同時に食欲が増す一方で、運動不足になりがちなのも大きな問題です。

「肥満は万病のもと」と言われる通り、慢性的な肥満は、糖尿病や心臓病、関節炎など、さまざまな病気を引き起こします。まるまるとした姿は確かにかわいいですが、愛猫の健康長寿を考えると、非常にリスクが高い状況です。

もしみなさんの愛猫が今後不妊手術を受ける場合、術後は、「去勢・避妊手術後用のフード」を与え、なおかつ、おもちゃ遊びなどで適度な運動を習慣化するようにしましょう。

2.スプレー行為などの問題行動が減る

おしっこを処理中の飼い主と猫

2番目に挙げておきたい変化は、問題行動が減ることです。

猫の問題行動で有名なのは、「スプレー行為」です。スプレー行為とは、特に未去勢の雄猫に多い行動で、自分の縄張りを誇示するため、濃いおしっこを部屋の入り口や壁などにかけることを指します。大きな特徴は、通常のおしっこよりも匂いがきついことです。

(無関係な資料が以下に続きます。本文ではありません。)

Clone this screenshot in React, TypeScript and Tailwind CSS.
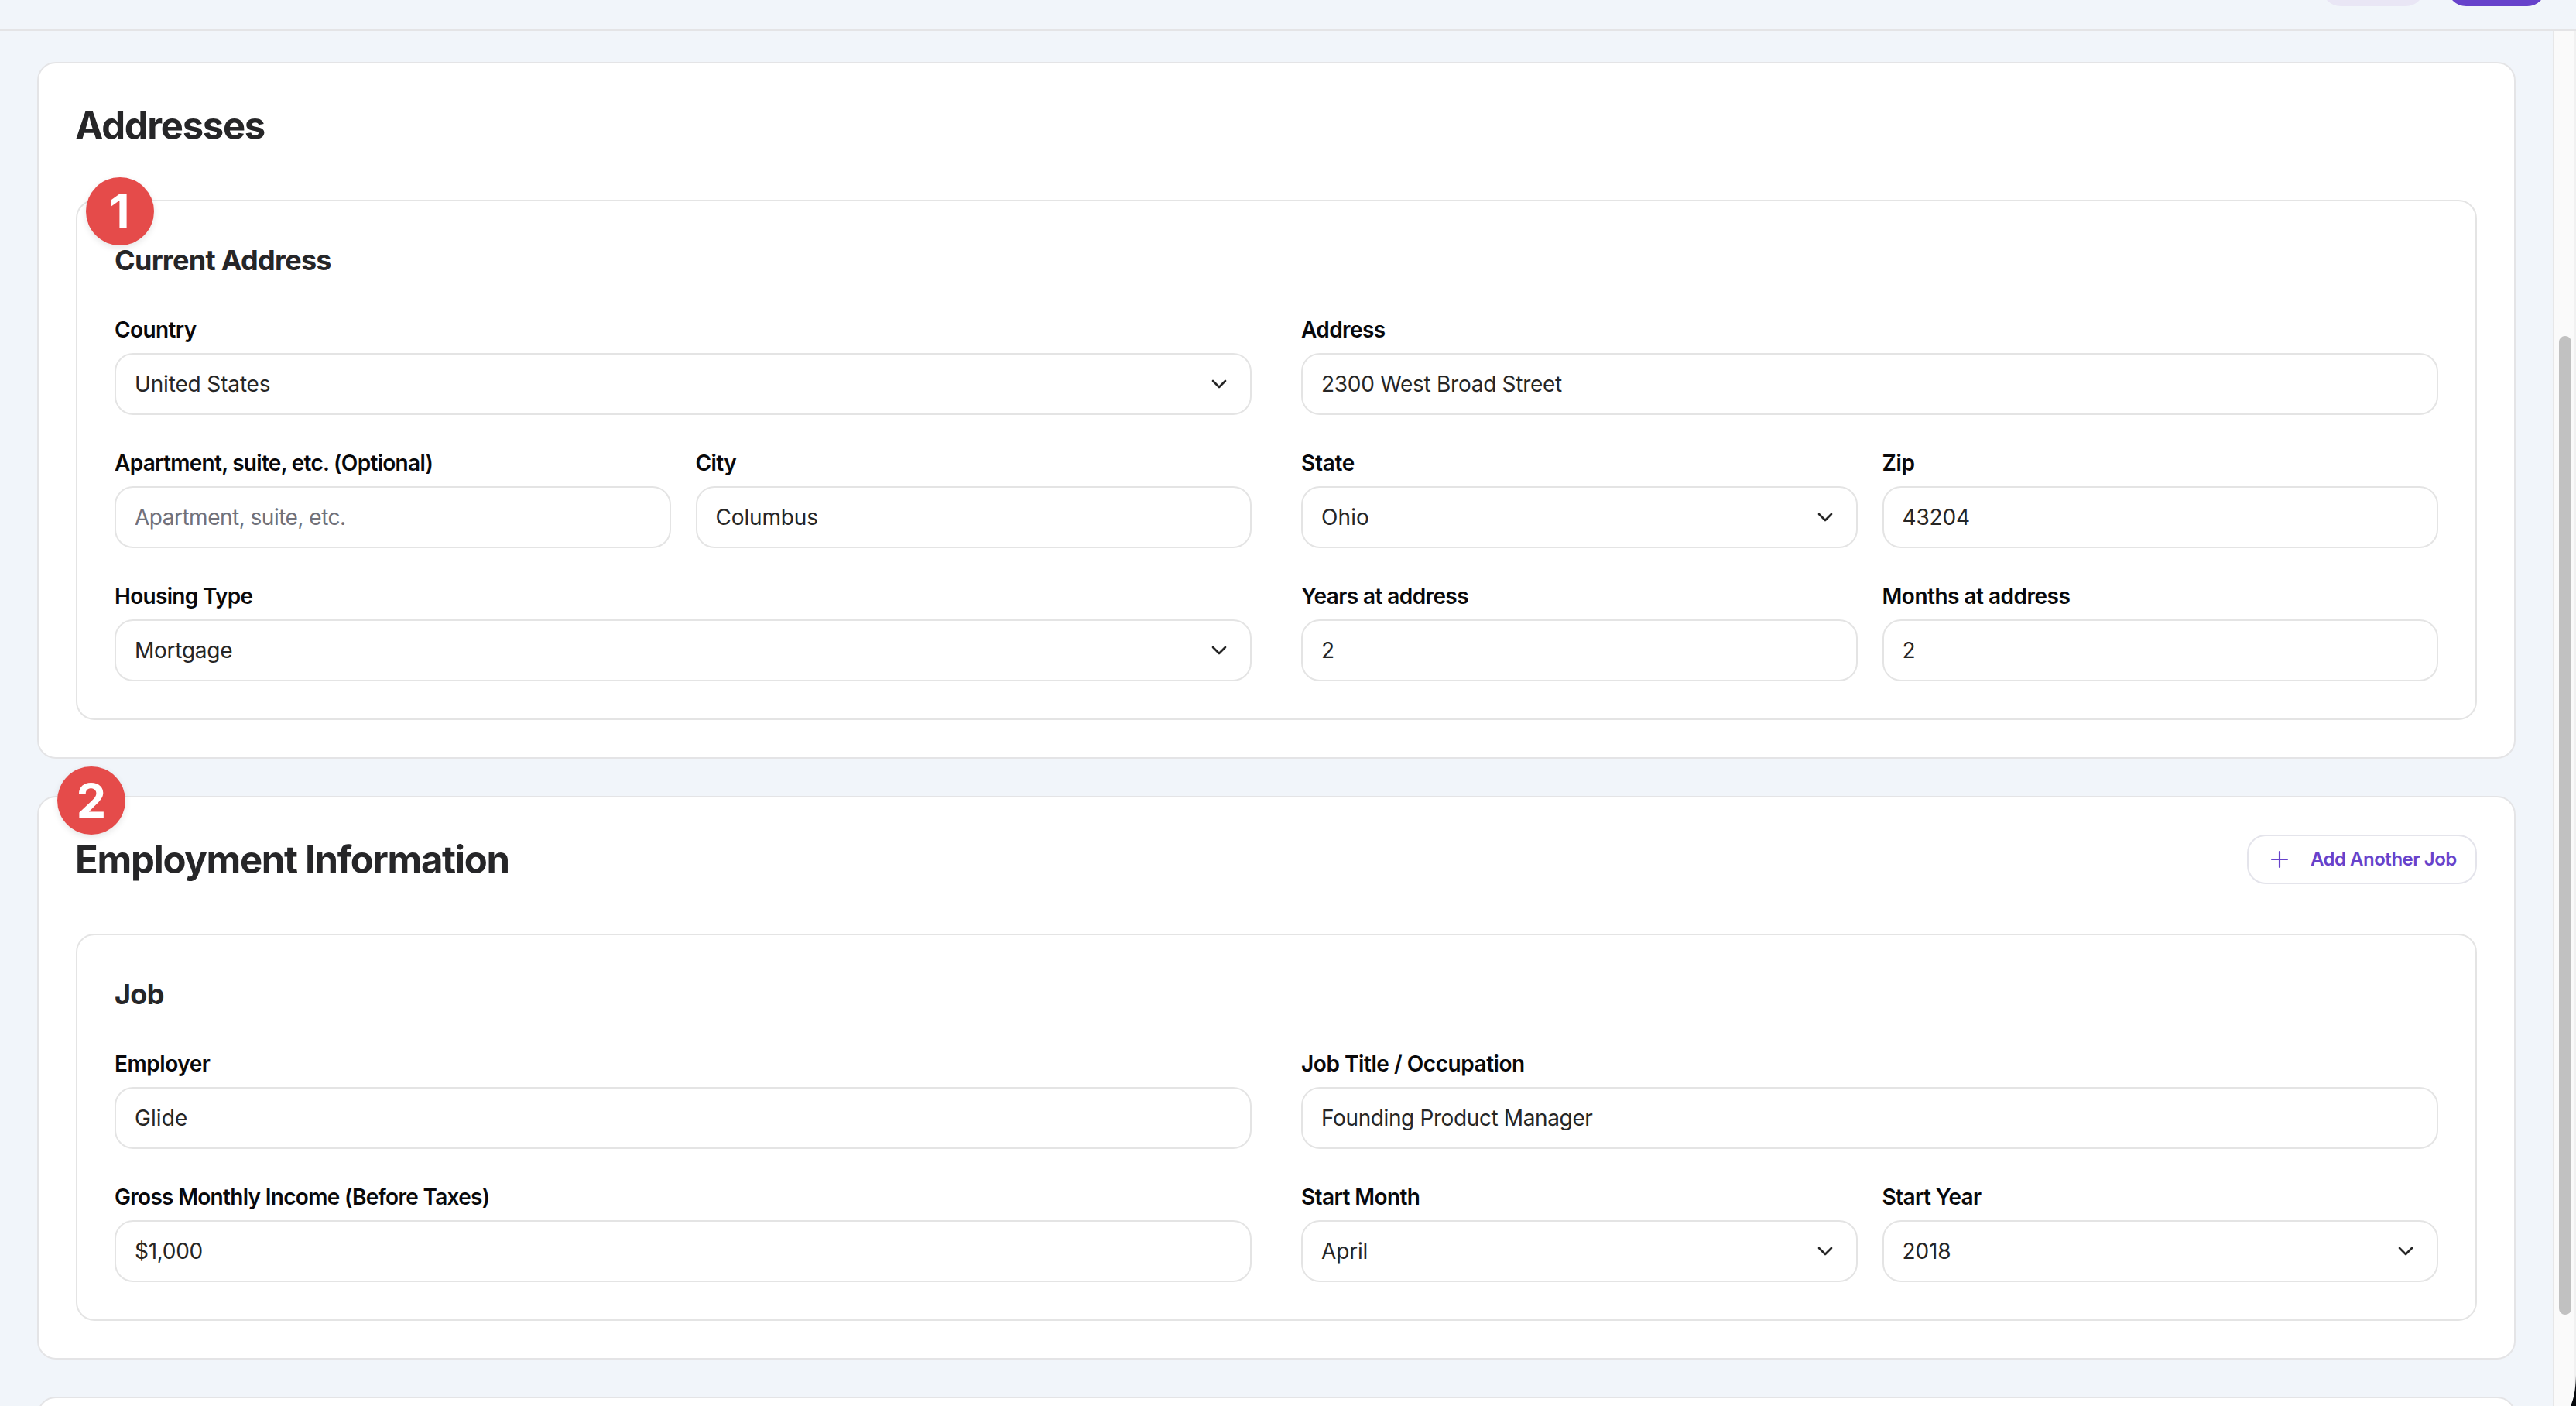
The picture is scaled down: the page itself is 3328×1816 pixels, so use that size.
import type { ReactNode } from "react";
import { ChevronDown } from "lucide-react";

type FieldProps = {
  label: string;
  value?: string;
  placeholder?: string;
  select?: boolean;
  labelTracking?: string;
  valueTracking?: string;
};

function Field({
  label,
  value,
  placeholder,
  select = false,
  labelTracking = "tracking-[-0.6px]",
  valueTracking = "tracking-[-0.15px]",
}: FieldProps) {
  return (
    <div className="flex min-w-0 flex-1 flex-col gap-4">
      <label className={`text-[28px] leading-none font-semibold whitespace-nowrap text-[#09090b] ${labelTracking}`}>
        {label}
      </label>
      <div className="flex h-20 items-center justify-between rounded-3xl border-2 border-[#e4e4e4] bg-white px-6 text-[28px] leading-10">
        {value ? (
          <span className={`text-[#262626] ${valueTracking}`}>{value}</span>
        ) : (
          <span className={`text-[#71717a] ${valueTracking}`}>{placeholder}</span>
        )}
        {select && <ChevronDown size={32} strokeWidth={2} className="text-[#262626]" />}
      </div>
    </div>
  );
}

function Pair({ children }: { children: ReactNode }) {
  return <div className="flex gap-8">{children}</div>;
}

function Badge({ n, className }: { n: number; className: string }) {
  return (
    <div
      className={`absolute flex size-[88px] items-center justify-center rounded-full bg-[#e54b4a] text-[61px] leading-none font-bold text-white shadow-[0_3px_8px_rgba(0,0,0,0.1)] ${className}`}
    >
      {n}
    </div>
  );
}

type SectionProps = { title: string; action?: ReactNode; badge?: ReactNode; children: ReactNode };

function Section({ title, action, badge, children }: SectionProps) {
  return (
    <section className="relative flex flex-col gap-16 rounded-3xl border-2 border-[#e4e4e6] bg-white p-12">
      <div className="flex h-16 items-center justify-between">
        <h2 className="-ml-px pt-px text-[49px] leading-[63px] font-bold tracking-[-1.3px] text-[#262628]">{title}</h2>
        {action}
      </div>
      {children}
      {badge}
    </section>
  );
}

function Panel({ title, badge, children }: { title: string; badge?: ReactNode; children: ReactNode }) {
  return (
    <div className="relative flex flex-col gap-12 rounded-3xl border-2 border-[#e4e4e4] p-12">
      <h3 className="text-[36px] leading-[56px] font-bold tracking-[-0.7px] text-[#262628]">{title}</h3>
      <div className="grid grid-cols-2 gap-x-16 gap-y-12">{children}</div>
      {badge}
    </div>
  );
}

export default function App() {
  return (
    <div className="relative flex h-[1816px] w-[3328px] flex-col overflow-hidden bg-[#f1f5fa] font-['Inter',sans-serif]">
      <header className="flex h-10 shrink-0 items-start justify-end gap-[30px] overflow-hidden border-b-2 border-[#e4e4e6] pr-[39px]">
        <div className="-mt-14 h-16 w-[132px] rounded-3xl bg-[#e9e6f5]" />
        <div className="-mt-14 h-16 w-[127px] rounded-3xl bg-[#6742cb]" />
      </header>

      <div className="flex min-h-0 flex-1">
        <main className="flex min-w-0 flex-1 flex-col gap-12 overflow-hidden pt-10 pr-12 pl-12">
          <Section title="Addresses">
            <Panel title="Current Address" badge={<Badge n={1} className="-top-[31px] left-[10.5px]" />}>
              <Field label="Country" value="United States" select />
              <Field label="Address" value="2300 West Broad Street" valueTracking="tracking-[-0.28px]" />
              <Pair>
                <Field
                  label="Apartment, suite, etc. (Optional)"
                  placeholder="Apartment, suite, etc."
                  labelTracking="tracking-[-0.7px]"
                  valueTracking="tracking-[-0.5px]"
                />
                <Field label="City" value="Columbus" />
              </Pair>
              <Pair>
                <Field label="State" value="Ohio" select labelTracking="tracking-[-0.3px]" valueTracking="tracking-[0.1px]" />
                <Field label="Zip" value="43204" labelTracking="tracking-[-0.3px]" />
              </Pair>
              <Field label="Housing Type" value="Mortgage" select labelTracking="tracking-[-0.7px]" valueTracking="tracking-[-0.25px]" />
              <Pair>
                <Field label="Years at address" value="2" />
                <Field label="Months at address" value="2" labelTracking="tracking-[-0.5px]" />
              </Pair>
            </Panel>
          </Section>

          <Section
            title="Employment Information"
            badge={<Badge n={2} className="-top-[40px] left-6" />}
            action={
              <button className="flex h-16 w-[297px] items-center gap-6 rounded-3xl border-2 border-[#e4e4eb] pl-6 text-[24px] font-semibold tracking-[-0.5px] whitespace-nowrap text-[#6742cb]">
                <svg viewBox="0 0 24 24" className="size-8 shrink-0" fill="none" stroke="currentColor" strokeWidth={1.6} strokeLinecap="round">
                  <path d="M12 4.5v15M4.5 12h15" />
                </svg>
                Add Another Job
              </button>
            }
          >
            <Panel title="Job">
              <Field label="Employer" value="Glide" labelTracking="tracking-[-0.45px]" valueTracking="tracking-[0.1px]" />
              <Field label="Job Title / Occupation" value="Founding Product Manager" labelTracking="tracking-[-0.45px]" valueTracking="tracking-[-0.38px]" />
              <Field label="Gross Monthly Income (Before Taxes)" value="$1,000" labelTracking="tracking-[-0.7px]" valueTracking="tracking-[-0.3px]" />
              <Pair>
                <Field label="Start Month" value="April" select />
                <Field label="Start Year" value="2018" select />
              </Pair>
            </Panel>
          </Section>

          <section className="h-40 shrink-0 rounded-3xl border-2 border-[#e4e4e6] bg-white" />
        </main>

        {/* Scrollbar track */}
        <div className="flex w-[30px] shrink-0 justify-center border-r-2 border-l-2 border-r-[#f1f1f1] border-l-[#e7e7e8] bg-[#fafafa] pt-[394px] pl-[2px]">
          <div className="h-[1264px] w-4 rounded-full bg-[#c1c1c1]" />
        </div>
      </div>

      {/* Rounded window corner */}
      <svg viewBox="0 0 12 48" className="absolute right-0 bottom-0 h-12 w-3">
        <path d="M12 8 C11.6 26 9.5 38 5 48 H12 Z" fill="#05080c" />
      </svg>
    </div>
  );
}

不妊手術を受けると、ほとんどの猫でスプレー行為が減少する、と言われています(ただしスプレー行為がホルモンのせいではなく癖になっている場合はなおらないことがあります)。さらに、スプレー行為以外にも、「夜鳴き」や「粗相」「マウンティング(身体をこすりつける)」などの問題行動も減る傾向にあります。

ちなみに不妊手術を受けるタイミングは、一般的に初めての発情期を迎える生後約6ヵ月が目安とされています。

この時期を大幅に過ぎてしまうと、特に雄猫の場合、本来の攻撃性や問題行動が改善されない恐れもあり、不妊手術を検討中の飼い主さんは注意が必要です。

3.甘えん坊になりやすい

女性に甘える猫

3つ目の変化は、雄、雌ともに甘えん坊になりがちなことです。

具体的な行動としては、急にスリスリしてきたり、抱っこをせがんできたり、夜になったらベッドで添い寝してくれたり、といった変化としてあらわれます。

手術前のクールな愛猫とは違って、まるで赤ちゃん返りしたような甘えん坊ぶりに、飼い主さんは最初のうちはとまどってしまうかもしれません。術後は、激しい気性もおさまり、穏やかになる子も多いと言われています。

とはいえホルモンバランスの変化の影響により、甘えてくれるようになっただけで、もともとの基本的な性格が大きく変わるわけではありません。

最後に改めて不妊手術のメリット、デメリットをおさらいしておきましょう。

猫の不妊手術のメリットには、望まない妊娠・出産を避けることはもちろん、乳腺腫瘍(特に雌猫に多い)や子宮蓄膿症、雄猫の場合では、スプレー行為などの問題行動の減少、性衝動の抑制によるストレス軽減、攻撃的な性格が落ち着く、といった点が挙げられます。

一方で、ホルモンバランスの変化による肥満や全身麻酔のリスクなどのデメリットも存在します。

不妊手術を受けるかどうかは、愛猫の将来を左右する問題です。飼い主さんはメリット、デメリット、双方を慎重に検討したうえで、愛猫がいちばん幸せになる道を選んでみてください。

まとめ

女性に抱かれる術後の子猫

去勢、避妊を含めた不妊手術は、猫を飼うみなさんにとって、リアルな現実問題でしょう。今回は術後の愛猫の変化について、3つのポイントに分けて解説しました。

結論から言うと、不妊手術の後は、「太りやすくなる」「問題行動が減る」「甘えん坊になる」といった変化があらわれやすくなります。

本文でも触れましたが、猫の不妊手術にはメリットもあれば、デメリットもあります。2つの視点を踏まえたうえで、獣医師さんとも相談しながら、愛猫の幸せを第一に考えて、不妊手術を受けるかどうか決断してみてください。